I have tried a wiki, but failed for my purpose. For quite a while we were happy to use some very general report templates for people to store knowledge, and a google mini appliance to be able to find what we needed.

One step further is the Toyota way: store all information about one particular piece of knowledge on a single "A3" (11"x17") sheet of paper named a "Knowledge Brief", and define templates based on the kind of information and the type of audience.

bflynn's picture

I have used wikis in the past, but I do not like them.  There's nothing to destroy the creative capture of thoughts and information quicker than having to look up the tags to format text in a table, or whatever.

With almost any system you use, you will wind up having to convert your existing documents to their format.  How much do you already have, 10,000?

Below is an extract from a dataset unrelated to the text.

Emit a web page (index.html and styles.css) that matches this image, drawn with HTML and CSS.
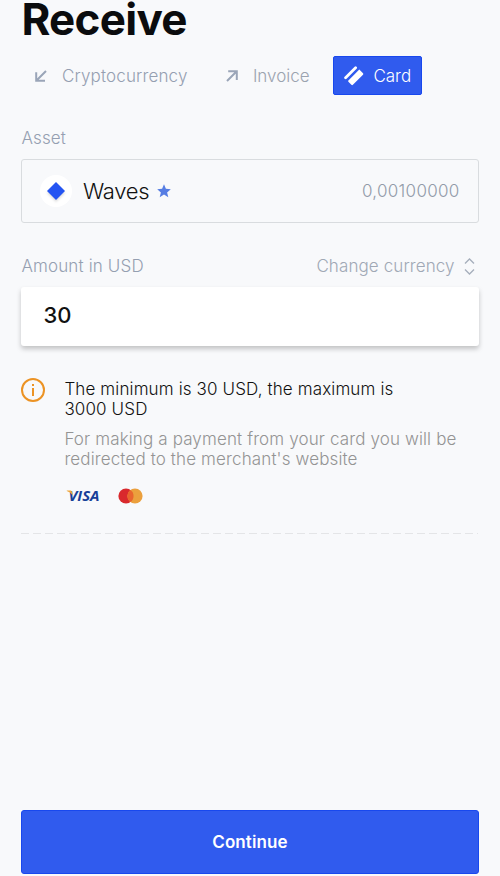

Let me suggest that potentially the problem you want to solve is not knowledge management, but knowledge retrieval?  You don't necessarily care how your information is managed, you just want to be able to find it again when you need it.  The best system I've seen for doing this was a Google Search Appliance.  Everyone knows how to use it and adding new documents is as easy as saving them to a network share.  The cost is a downside.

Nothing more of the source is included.